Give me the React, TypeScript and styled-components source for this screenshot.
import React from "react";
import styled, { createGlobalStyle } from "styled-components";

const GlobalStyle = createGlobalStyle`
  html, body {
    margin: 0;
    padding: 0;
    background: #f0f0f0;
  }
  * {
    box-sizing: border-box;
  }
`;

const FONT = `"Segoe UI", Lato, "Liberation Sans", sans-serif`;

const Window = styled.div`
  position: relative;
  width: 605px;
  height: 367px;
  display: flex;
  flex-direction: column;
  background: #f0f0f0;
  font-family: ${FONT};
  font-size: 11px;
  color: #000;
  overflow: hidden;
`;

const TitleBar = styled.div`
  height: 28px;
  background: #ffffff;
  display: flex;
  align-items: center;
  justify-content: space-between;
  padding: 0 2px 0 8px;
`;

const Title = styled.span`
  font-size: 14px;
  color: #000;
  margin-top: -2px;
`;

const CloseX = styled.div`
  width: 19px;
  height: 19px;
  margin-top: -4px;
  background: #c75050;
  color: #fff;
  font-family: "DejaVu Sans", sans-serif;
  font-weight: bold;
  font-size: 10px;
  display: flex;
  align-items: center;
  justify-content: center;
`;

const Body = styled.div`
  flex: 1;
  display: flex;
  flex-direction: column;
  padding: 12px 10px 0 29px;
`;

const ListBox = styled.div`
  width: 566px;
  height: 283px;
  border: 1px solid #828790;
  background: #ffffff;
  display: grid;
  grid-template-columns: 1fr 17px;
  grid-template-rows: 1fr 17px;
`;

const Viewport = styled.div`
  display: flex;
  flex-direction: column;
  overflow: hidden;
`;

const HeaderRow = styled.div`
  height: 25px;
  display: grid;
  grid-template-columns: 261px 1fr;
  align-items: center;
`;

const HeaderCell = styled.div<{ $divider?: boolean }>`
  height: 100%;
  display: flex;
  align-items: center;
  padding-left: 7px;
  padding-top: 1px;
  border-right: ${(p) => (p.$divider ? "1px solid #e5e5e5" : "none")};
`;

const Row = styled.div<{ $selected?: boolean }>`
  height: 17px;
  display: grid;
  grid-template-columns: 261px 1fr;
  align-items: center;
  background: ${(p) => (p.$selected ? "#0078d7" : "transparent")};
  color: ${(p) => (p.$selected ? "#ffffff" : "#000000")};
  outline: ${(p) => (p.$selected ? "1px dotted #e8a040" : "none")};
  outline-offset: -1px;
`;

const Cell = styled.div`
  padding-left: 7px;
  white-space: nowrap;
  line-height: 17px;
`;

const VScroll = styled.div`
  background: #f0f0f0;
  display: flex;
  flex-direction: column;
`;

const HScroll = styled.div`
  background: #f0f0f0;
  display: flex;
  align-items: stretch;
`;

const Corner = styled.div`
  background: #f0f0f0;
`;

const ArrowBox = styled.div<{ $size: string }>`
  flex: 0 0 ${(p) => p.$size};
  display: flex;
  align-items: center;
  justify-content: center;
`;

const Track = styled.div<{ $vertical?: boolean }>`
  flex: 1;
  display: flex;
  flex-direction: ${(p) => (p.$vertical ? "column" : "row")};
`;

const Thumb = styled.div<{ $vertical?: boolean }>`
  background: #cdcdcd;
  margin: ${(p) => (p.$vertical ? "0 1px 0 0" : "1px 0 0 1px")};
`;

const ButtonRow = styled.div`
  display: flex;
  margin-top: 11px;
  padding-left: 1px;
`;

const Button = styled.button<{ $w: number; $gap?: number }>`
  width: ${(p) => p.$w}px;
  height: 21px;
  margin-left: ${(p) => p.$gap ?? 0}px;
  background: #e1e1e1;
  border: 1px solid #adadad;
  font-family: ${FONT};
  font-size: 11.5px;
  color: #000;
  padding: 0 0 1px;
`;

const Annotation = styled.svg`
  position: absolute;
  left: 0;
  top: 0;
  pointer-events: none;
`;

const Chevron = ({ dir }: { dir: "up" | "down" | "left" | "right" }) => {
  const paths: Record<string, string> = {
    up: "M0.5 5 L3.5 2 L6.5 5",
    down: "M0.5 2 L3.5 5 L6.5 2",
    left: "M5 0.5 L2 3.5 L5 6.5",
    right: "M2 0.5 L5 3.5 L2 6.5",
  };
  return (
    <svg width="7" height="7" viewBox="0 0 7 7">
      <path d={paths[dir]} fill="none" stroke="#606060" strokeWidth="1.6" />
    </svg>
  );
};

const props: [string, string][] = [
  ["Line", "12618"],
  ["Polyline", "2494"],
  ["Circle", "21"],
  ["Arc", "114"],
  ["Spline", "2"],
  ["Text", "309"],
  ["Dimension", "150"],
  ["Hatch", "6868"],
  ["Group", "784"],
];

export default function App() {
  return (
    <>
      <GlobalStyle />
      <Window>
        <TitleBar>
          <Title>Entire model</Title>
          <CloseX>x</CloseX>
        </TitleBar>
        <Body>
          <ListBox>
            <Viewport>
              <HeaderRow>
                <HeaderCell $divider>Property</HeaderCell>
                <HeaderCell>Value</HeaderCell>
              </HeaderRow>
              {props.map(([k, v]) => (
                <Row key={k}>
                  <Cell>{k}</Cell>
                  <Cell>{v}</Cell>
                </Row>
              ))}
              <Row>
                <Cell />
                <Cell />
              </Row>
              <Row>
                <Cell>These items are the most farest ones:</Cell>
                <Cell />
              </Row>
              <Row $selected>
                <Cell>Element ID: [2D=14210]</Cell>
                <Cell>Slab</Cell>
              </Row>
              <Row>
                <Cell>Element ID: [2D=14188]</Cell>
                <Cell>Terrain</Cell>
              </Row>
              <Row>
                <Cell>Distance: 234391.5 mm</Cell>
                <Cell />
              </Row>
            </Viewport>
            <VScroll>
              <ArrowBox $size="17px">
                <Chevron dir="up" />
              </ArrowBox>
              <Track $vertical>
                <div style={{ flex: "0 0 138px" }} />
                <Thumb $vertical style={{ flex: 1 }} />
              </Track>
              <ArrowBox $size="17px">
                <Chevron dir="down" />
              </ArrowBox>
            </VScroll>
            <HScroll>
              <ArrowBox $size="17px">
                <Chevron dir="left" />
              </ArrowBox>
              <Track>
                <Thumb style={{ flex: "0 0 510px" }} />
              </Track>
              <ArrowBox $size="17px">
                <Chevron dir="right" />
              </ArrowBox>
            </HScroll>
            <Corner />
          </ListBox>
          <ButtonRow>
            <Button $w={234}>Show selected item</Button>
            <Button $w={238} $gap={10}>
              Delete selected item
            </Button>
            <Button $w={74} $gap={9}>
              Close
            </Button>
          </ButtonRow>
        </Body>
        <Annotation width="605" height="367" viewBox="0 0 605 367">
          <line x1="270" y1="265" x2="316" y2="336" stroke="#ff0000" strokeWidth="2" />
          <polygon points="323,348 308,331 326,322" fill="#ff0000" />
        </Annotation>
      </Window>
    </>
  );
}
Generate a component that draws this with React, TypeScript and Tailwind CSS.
————
Given request — Reproduce the full listing word for word.

Correct answer —
Give me the React, TypeScript and styled-components source for this screenshot.
import React from "react";
import styled, { createGlobalStyle } from "styled-components";

const GlobalStyle = createGlobalStyle`
  html, body {
    margin: 0;
    padding: 0;
    background: #f0f0f0;
  }
  * {
    box-sizing: border-box;
  }
`;

const FONT = `"Segoe UI", Lato, "Liberation Sans", sans-serif`;

const Window = styled.div`
  position: relative;
  width: 605px;
  height: 367px;
  display: flex;
  flex-direction: column;
  background: #f0f0f0;
  font-family: ${FONT};
  font-size: 11px;
  color: #000;
  overflow: hidden;
`;

const TitleBar = styled.div`
  height: 28px;
  background: #ffffff;
  display: flex;
  align-items: center;
  justify-content: space-between;
  padding: 0 2px 0 8px;
`;

const Title = styled.span`
  font-size: 14px;
  color: #000;
  margin-top: -2px;
`;

const CloseX = styled.div`
  width: 19px;
  height: 19px;
  margin-top: -4px;
  background: #c75050;
  color: #fff;
  font-family: "DejaVu Sans", sans-serif;
  font-weight: bold;
  font-size: 10px;
  display: flex;
  align-items: center;
  justify-content: center;
`;

const Body = styled.div`
  flex: 1;
  display: flex;
  flex-direction: column;
  padding: 12px 10px 0 29px;
`;

const ListBox = styled.div`
  width: 566px;
  height: 283px;
  border: 1px solid #828790;
  background: #ffffff;
  display: grid;
  grid-template-columns: 1fr 17px;
  grid-template-rows: 1fr 17px;
`;

const Viewport = styled.div`
  display: flex;
  flex-direction: column;
  overflow: hidden;
`;

const HeaderRow = styled.div`
  height: 25px;
  display: grid;
  grid-template-columns: 261px 1fr;
  align-items: center;
`;

const HeaderCell = styled.div<{ $divider?: boolean }>`
  height: 100%;
  display: flex;
  align-items: center;
  padding-left: 7px;
  padding-top: 1px;
  border-right: ${(p) => (p.$divider ? "1px solid #e5e5e5" : "none")};
`;

const Row = styled.div<{ $selected?: boolean }>`
  height: 17px;
  display: grid;
  grid-template-columns: 261px 1fr;
  align-items: center;
  background: ${(p) => (p.$selected ? "#0078d7" : "transparent")};
  color: ${(p) => (p.$selected ? "#ffffff" : "#000000")};
  outline: ${(p) => (p.$selected ? "1px dotted #e8a040" : "none")};
  outline-offset: -1px;
`;

const Cell = styled.div`
  padding-left: 7px;
  white-space: nowrap;
  line-height: 17px;
`;

const VScroll = styled.div`
  background: #f0f0f0;
  display: flex;
  flex-direction: column;
`;

const HScroll = styled.div`
  background: #f0f0f0;
  display: flex;
  align-items: stretch;
`;

const Corner = styled.div`
  background: #f0f0f0;
`;

const ArrowBox = styled.div<{ $size: string }>`
  flex: 0 0 ${(p) => p.$size};
  display: flex;
  align-items: center;
  justify-content: center;
`;

const Track = styled.div<{ $vertical?: boolean }>`
  flex: 1;
  display: flex;
  flex-direction: ${(p) => (p.$vertical ? "column" : "row")};
`;

const Thumb = styled.div<{ $vertical?: boolean }>`
  background: #cdcdcd;
  margin: ${(p) => (p.$vertical ? "0 1px 0 0" : "1px 0 0 1px")};
`;

const ButtonRow = styled.div`
  display: flex;
  margin-top: 11px;
  padding-left: 1px;
`;

const Button = styled.button<{ $w: number; $gap?: number }>`
  width: ${(p) => p.$w}px;
  height: 21px;
  margin-left: ${(p) => p.$gap ?? 0}px;
  background: #e1e1e1;
  border: 1px solid #adadad;
  font-family: ${FONT};
  font-size: 11.5px;
  color: #000;
  padding: 0 0 1px;
`;

const Annotation = styled.svg`
  position: absolute;
  left: 0;
  top: 0;
  pointer-events: none;
`;

const Chevron = ({ dir }: { dir: "up" | "down" | "left" | "right" }) => {
  const paths: Record<string, string> = {
    up: "M0.5 5 L3.5 2 L6.5 5",
    down: "M0.5 2 L3.5 5 L6.5 2",
    left: "M5 0.5 L2 3.5 L5 6.5",
    right: "M2 0.5 L5 3.5 L2 6.5",
  };
  return (
    <svg width="7" height="7" viewBox="0 0 7 7">
      <path d={paths[dir]} fill="none" stroke="#606060" strokeWidth="1.6" />
    </svg>
  );
};

const props: [string, string][] = [
  ["Line", "12618"],
  ["Polyline", "2494"],
  ["Circle", "21"],
  ["Arc", "114"],
  ["Spline", "2"],
  ["Text", "309"],
  ["Dimension", "150"],
  ["Hatch", "6868"],
  ["Group", "784"],
];

export default function App() {
  return (
    <>
      <GlobalStyle />
      <Window>
        <TitleBar>
          <Title>Entire model</Title>
          <CloseX>x</CloseX>
        </TitleBar>
        <Body>
          <ListBox>
            <Viewport>
              <HeaderRow>
                <HeaderCell $divider>Property</HeaderCell>
                <HeaderCell>Value</HeaderCell>
              </HeaderRow>
              {props.map(([k, v]) => (
                <Row key={k}>
                  <Cell>{k}</Cell>
                  <Cell>{v}</Cell>
                </Row>
              ))}
              <Row>
                <Cell />
                <Cell />
              </Row>
              <Row>
                <Cell>These items are the most farest ones:</Cell>
                <Cell />
              </Row>
              <Row $selected>
                <Cell>Element ID: [2D=14210]</Cell>
                <Cell>Slab</Cell>
              </Row>
              <Row>
                <Cell>Element ID: [2D=14188]</Cell>
                <Cell>Terrain</Cell>
              </Row>
              <Row>
                <Cell>Distance: 234391.5 mm</Cell>
                <Cell />
              </Row>
            </Viewport>
            <VScroll>
              <ArrowBox $size="17px">
                <Chevron dir="up" />
              </ArrowBox>
              <Track $vertical>
                <div style={{ flex: "0 0 138px" }} />
                <Thumb $vertical style={{ flex: 1 }} />
              </Track>
              <ArrowBox $size="17px">
                <Chevron dir="down" />
              </ArrowBox>
            </VScroll>
            <HScroll>
              <ArrowBox $size="17px">
                <Chevron dir="left" />
              </ArrowBox>
              <Track>
                <Thumb style={{ flex: "0 0 510px" }} />
              </Track>
              <ArrowBox $size="17px">
                <Chevron dir="right" />
              </ArrowBox>
            </HScroll>
            <Corner />
          </ListBox>
          <ButtonRow>
            <Button $w={234}>Show selected item</Button>
            <Button $w={238} $gap={10}>
              Delete selected item
            </Button>
            <Button $w={74} $gap={9}>
              Close
            </Button>
          </ButtonRow>
        </Body>
        <Annotation width="605" height="367" viewBox="0 0 605 367">
          <line x1="270" y1="265" x2="316" y2="336" stroke="#ff0000" strokeWidth="2" />
          <polygon points="323,348 308,331 326,322" fill="#ff0000" />
        </Annotation>
      </Window>
    </>
  );
}
Generate a component that draws this with React, TypeScript and Tailwind CSS.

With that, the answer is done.